WHAT TO DO:
Show each line that has the string "size" in it.

SUPPLIED MATERIAL:
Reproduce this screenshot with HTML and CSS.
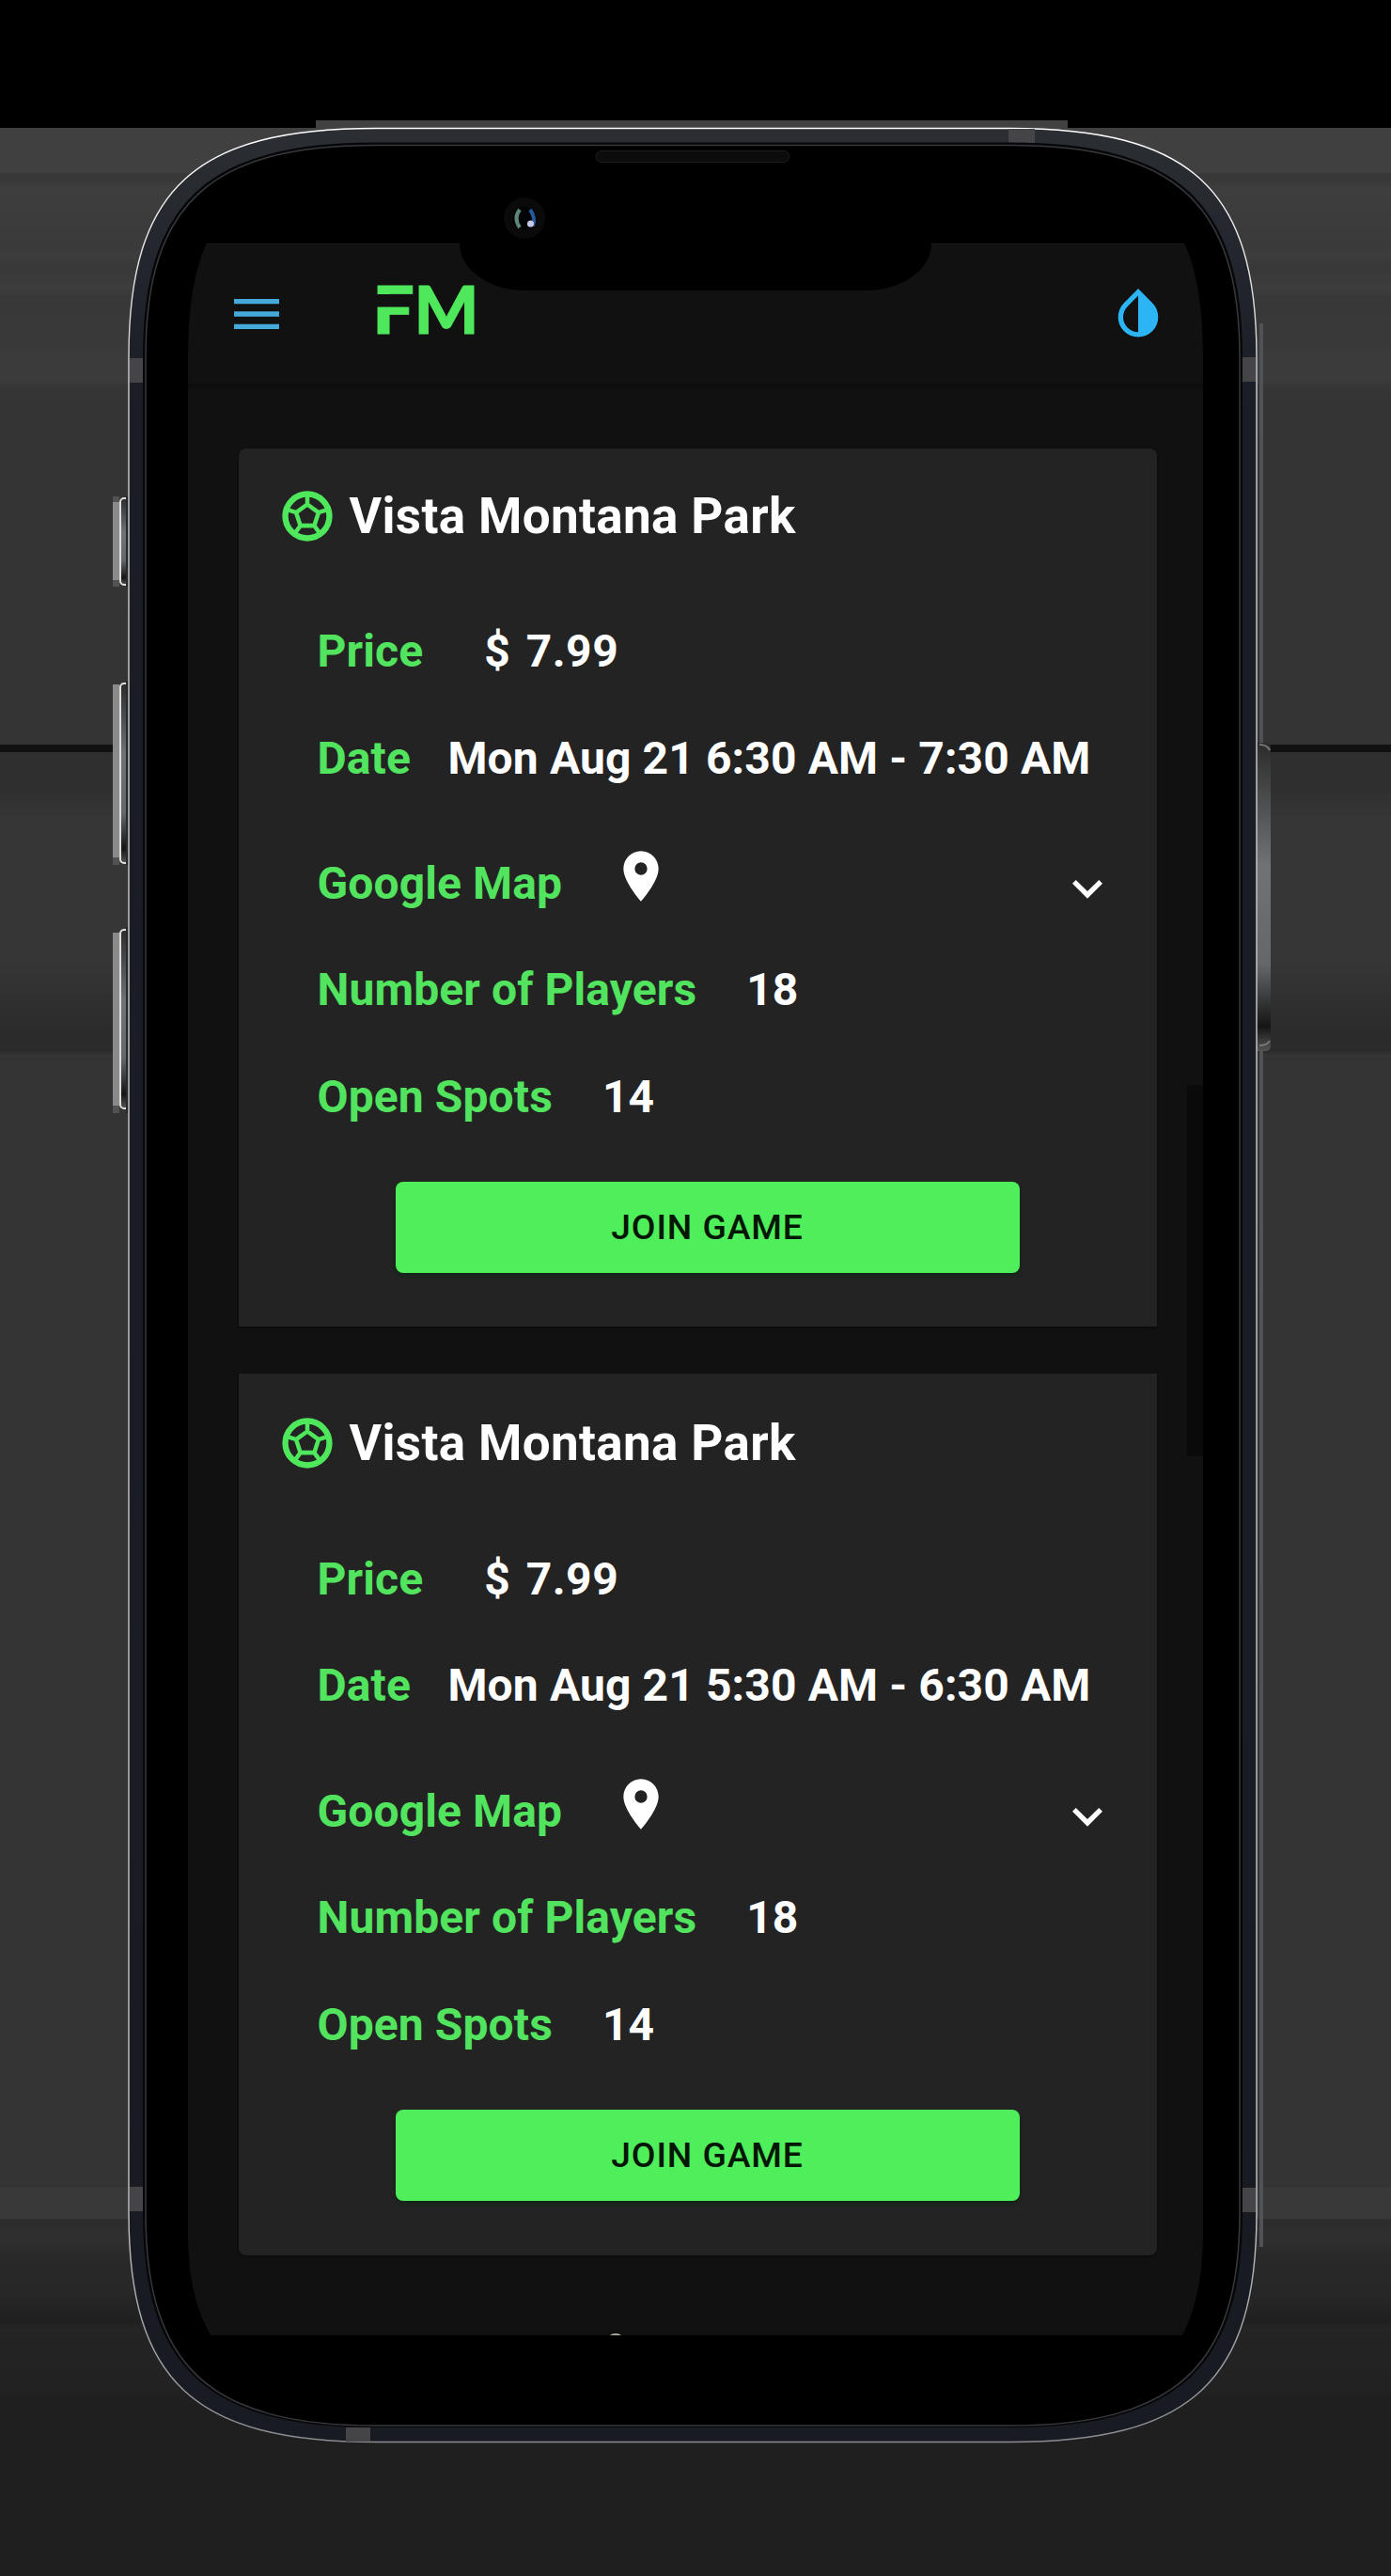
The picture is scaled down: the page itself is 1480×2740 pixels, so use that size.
FILE: index.html
```
<!DOCTYPE html>
<html lang="en">
<head>
<meta charset="utf-8">
<title>FM</title>
<link rel="stylesheet" href="styles.css">
</head>
<body>
<svg width="0" height="0" class="defs">
  <symbol id="ball" viewBox="0 0 24 24"><g fill="none" stroke="currentColor"><circle cx="12" cy="12" r="8.800" stroke-width="2.400"/><path stroke-width="1.700" d="M12 7.300l4.470 3.250-1.710 5.250H9.240L7.530 10.550zM12 7.300V3M16.470 10.550l4.090-1.330M14.760 15.800l2.530 3.480M9.240 15.800l-2.530 3.480M7.530 10.550L3.440 9.220"/></g></symbol>
  <symbol id="pin" viewBox="0 0 24 24"><path fill="currentColor" d="M12 2C8.13 2 5 5.13 5 9c0 5.25 7 13 7 13s7-7.75 7-13c0-3.87-3.13-7-7-7zm0 9.5a2.5 2.5 0 0 1 0-5 2.5 2.5 0 0 1 0 5z"/></symbol>
  <symbol id="expand" viewBox="0 0 24 24"><path fill="currentColor" d="M16.59 8.59 12 13.17 7.41 8.59 6 10l6 6 6-6z"/></symbol>
</svg>
<main class="stage">
  <svg class="frame" width="1480" height="2740" viewBox="0 0 1480 2740">
    <defs>
      <linearGradient id="btn" x1="0" y1="0" x2="0" y2="1"><stop offset="0" stop-color="#2c2c2c"/><stop offset=".4" stop-color="#707274"/><stop offset=".72" stop-color="#646668"/><stop offset=".92" stop-color="#151515"/><stop offset="1" stop-color="#555"/></linearGradient>
      <linearGradient id="rim" x1="0" y1="0" x2="0" y2="1"><stop offset="0" stop-color="#fff"/><stop offset=".1" stop-color="#d0d0d0"/><stop offset=".9" stop-color="#c4c4c4"/><stop offset="1" stop-color="#888b90"/></linearGradient>
      <linearGradient id="metal" x1="0" y1="0" x2="0" y2="1"><stop offset="0" stop-color="#2b2e33"/><stop offset=".12" stop-color="#1a1d25"/><stop offset="1" stop-color="#181b22"/></linearGradient>
    </defs>
    <path fill="#414141" d="M336 128h800v20H336z"/>
    <path fill="#505256" d="M1340 344h4v2046h-4z"/>
    <path fill="#8a8a8a" d="M120 534h7v83h-7zM120 728h7v184h-7zM120 992h7v184h-7z"/>
    <path fill="#525252" d="M120 528h7v6h-7zM120 617h7v7h-7zM120 912h7v8h-7zM120 1176h7v8h-7z"/>
    <g fill="url(#btn)" stroke="#dedede" stroke-width="2"><rect x="128" y="530" width="14" height="92" rx="4"/><rect x="128" y="727" width="14" height="191" rx="4"/><rect x="128" y="989" width="14" height="190" rx="4"/></g>
    <path fill="#26282b" d="M134 528h4v96h-4zM134 724h4v196h-4zM134 986h4v198h-4z"/>
    <rect x="1332" y="790" width="20" height="328" rx="5" fill="url(#btn)"/>
    <path d="M1340 792q8 0 11 6M1340 1112q8 0 11-5" stroke="#777" fill="none" stroke-width="2"/>
    <path fill="url(#metal)" stroke="url(#rim)" stroke-width="1.4" d="M137 380C137 200 208 136.500 400 136.500H1074C1266 136.500 1337 200 1337 380V2354C1337 2534 1266 2597.500 1074 2597.500H400C208 2597.500 137 2534 137 2354z"/>
    <path fill="#454547" d="M138 381h15v26h-15zM1322 380h14v26h-14zM1073 137h28v15h-28zM368 2582h26v15h-26zM138 2326h15v26h-15zM1322 2327h14v26h-14z"/>
    <path stroke="#06070a" stroke-width="4" d="M154 380C154 216 222 153.500 400 153.500H1074C1252 153.500 1320 216 1320 380V2354C1320 2518 1252 2580 1074 2580H400C222 2580 154 2518 154 2354z"/>
    <path stroke="#39393b" stroke-width="1.500" d="M155 380C155 217 223 154.500 400 154.500H1074C1251 154.500 1319 217 1319 380V2354C1319 2517 1251 2580 1074 2580H400C223 2580 155 2517 155 2354z"/>
    <rect x="634" y="160.500" width="206" height="12" rx="6" fill="#0c0c0c" stroke="#1d1d1d"/>
    <circle cx="558" cy="232" r="22" fill="#0a0a0a"/><circle cx="558" cy="232" r="12.500" fill="#030405"/>
    <path d="M553 223q-7 9 0 19" stroke="#5f8777" stroke-width="4" fill="none"/><path d="M564 223q6 8 3 17" stroke="#225a9c" stroke-width="4" fill="none"/><circle cx="564.500" cy="238" r="3.500" fill="#c9c9ea"/>
  </svg>

  <div class="screen">
    <header class="appbar">
      <svg class="icon menu" viewBox="0 0 24 24"><path fill="#45aadb" d="M3 18h18v-2H3v2zm0-5h18v-2H3v2zm0-7v2h18V6H3z"/></svg>
      <svg class="logo" width="104" height="56" viewBox="0 0 104 56"><g class="mark"><text x="-5" y="52.500" textLength="45" lengthAdjust="spacingAndGlyphs">F</text><text x="39.500" y="52.500" textLength="69" lengthAdjust="spacingAndGlyphs">M</text></g><rect x="-1" y="11" width="40" height="13.500" fill="#111"/></svg>
      <svg class="icon drop" viewBox="0 0 24 24"><path fill="#2cb4f4" d="M17.660 7.930L12 2.270 6.340 7.930c-3.120 3.120-3.120 8.190 0 11.310C7.900 20.800 9.950 21.580 12 21.580s4.100-.78 5.660-2.340c3.120-3.120 3.120-8.190 0-11.310zM12 19.590c-1.600 0-3.110-.62-4.240-1.760C6.620 16.690 6 15.190 6 13.590s.62-3.110 1.760-4.240L12 5.100v14.490z"/></svg>
    </header>
    <section class="games">
      <article class="card">
        <h2><svg class="icon"><use href="#ball"/></svg>Vista Montana Park</h2>
        <p><b>Price</b><span class="price">$ 7.99</span></p>
        <p><b>Date</b><span class="date">Mon Aug 21 6:30 AM - 7:30 AM</span></p>
        <p class="map"><b>Google Map</b><svg class="icon pin"><use href="#pin"/></svg><svg class="icon expand"><use href="#expand"/></svg></p>
        <p><b>Number of Players</b><span class="players">18</span></p>
        <p><b>Open Spots</b><span class="spots">14</span></p>
        <button>JOIN GAME</button>
      </article>
      <article class="card">
        <h2><svg class="icon"><use href="#ball"/></svg>Vista Montana Park</h2>
        <p><b>Price</b><span class="price">$ 7.99</span></p>
        <p><b>Date</b><span class="date">Mon Aug 21 5:30 AM - 6:30 AM</span></p>
        <p class="map"><b>Google Map</b><svg class="icon pin"><use href="#pin"/></svg><svg class="icon expand"><use href="#expand"/></svg></p>
        <p><b>Number of Players</b><span class="players">18</span></p>
        <p><b>Open Spots</b><span class="spots">14</span></p>
        <button>JOIN GAME</button>
      </article>
    </section>
    <div class="notch"></div>
    <div class="scrollbar"></div>
    <div class="peek"></div>
  </div>
</main>
</body>
</html>
```
FILE: styles.css
```
* { box-sizing: border-box; }
body { margin: 0; background: #1f1f1f; font-family: Roboto, sans-serif; }
.defs { position: absolute; }
.stage {
  position: relative;
  width: 1480px;
  height: 2740px;
  padding: 259px 200px 0;
  overflow: hidden;
  background: linear-gradient(#000 0 136px, #404040 136px 184px, #383838 184px 192px, #3e3e3e 200px, #3a3a3a 264px, #3d3d3d 270px, #383838 284px, #3d3d3d 308px, #383838 316px, #393939 360px, #3b3b3b 384px 406px, #363636 410px, #343434 430px 792px, #111 792px 800px, #2f2f2f 800px 840px, #363636 870px 1020px, #2b2b2b 1100px 1118px, #343434 1122px 2326px, #393939 2328px 2360px, #2c2c2c 2361px, #303030 2380px, #292929 2400px, #272727 2440px, #1f1f1f 2470px, #242424 2474px, #222 2540px, #1f1f1f 2552px);
}
.frame { position: absolute; left: 0; top: 0; }
.screen {
  position: relative;
  width: 1080px;
  height: 2225px;
  background: #111;
  color: #fff;
  clip-path: path("M20 0H1060C1075 30 1080 75 1080 125V2115C1080 2160 1073 2195 1058 2225H24C7 2195 0 2160 0 2115V125C0 75 5 30 20 0Z");
}
.icon { width: 64px; height: 64px; flex: none; }
.appbar {
  display: flex;
  align-items: flex-start;
  height: 149px;
  padding: 42px 37px 0 41px;
  border-top: 1px solid #1c1c1c;
  box-shadow: 0 2px 5px #0b0b0b;
}
.logo { margin-left: 96px; overflow: visible; }
.mark { font: 900 71px Lato, sans-serif; fill: #4fe85c; stroke: #4fe85c; stroke-width: 0.8px; }
.drop { margin-left: auto; margin-top: -1px; }
.games {
  display: flex;
  flex-direction: column;
  gap: 50px;
  padding: 69px 49.5px 0 54px;
}
.card {
  height: 934px;
  display: flex;
  flex-direction: column;
  background: #232323;
  border-radius: 8px 8px 0 0;
  box-shadow: 0 1px 3px #080808;
}
.card + .card { height: 938px; padding-top: 2px; border-radius: 0 0 8px 8px; }
.card h2 {
  display: flex;
  align-items: center;
  gap: 12.5px;
  height: 143px;
  margin: 0 0 16px;
  padding-left: 41px;
  font-size: 53px;
  font-weight: 700;
  letter-spacing: 0.35px;
}
.card + .card h2 { margin-bottom: 16.8px; }
.card h2 svg { color: #4fe85c; }
.card p {
  display: flex;
  align-items: center;
  height: 113.4px;
  margin: 0;
  padding-left: 83.5px;
  font-size: 48px;
  font-weight: 700;
  white-space: nowrap;
  letter-spacing: 0.12px;
}
.card b { color: #52e35f; font-weight: 700; letter-spacing: 0.1px; }
.card .map { height: 133.4px; padding-top: 20px; }
.price { margin-left: 65px; letter-spacing: 0.5px; word-spacing: 4px; }
.date { margin-left: 39.5px; }
.players, .spots { margin-left: 53px; }
.pin { margin: -15px 0 0 52px; }
.expand { margin: 12px 42px 0 auto; }
.card button {
  width: 664px;
  height: 97px;
  margin: 34px 0 0 166.5px;
  padding: 0;
  border: 0;
  border-radius: 8px;
  background: #4fee5b;
  color: #041704;
  font: 500 37.3px Roboto, sans-serif;
  letter-spacing: 0.9px;
  box-shadow: 0 3px 4px #132517;
}
.notch {
  position: absolute;
  left: 289px;
  top: 0;
  width: 502px;
  height: 50px;
  background: #000;
  border-radius: 0 0 70px 70px / 0 0 50px 50px;
}
.scrollbar { position: absolute; left: 1063px; top: 895px; width: 17px; height: 395px; background: #0a0a0a; }
.peek { position: absolute; left: 448px; top: 2223px; width: 14px; height: 8px; border-radius: 50%; background: #a9a99a; }
```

RESULT OF THIS EXERCISE:
The picture is scaled down: the page itself is 1480×2740 pixels, so use that size.
  font-size: 53px;
  font-size: 48px;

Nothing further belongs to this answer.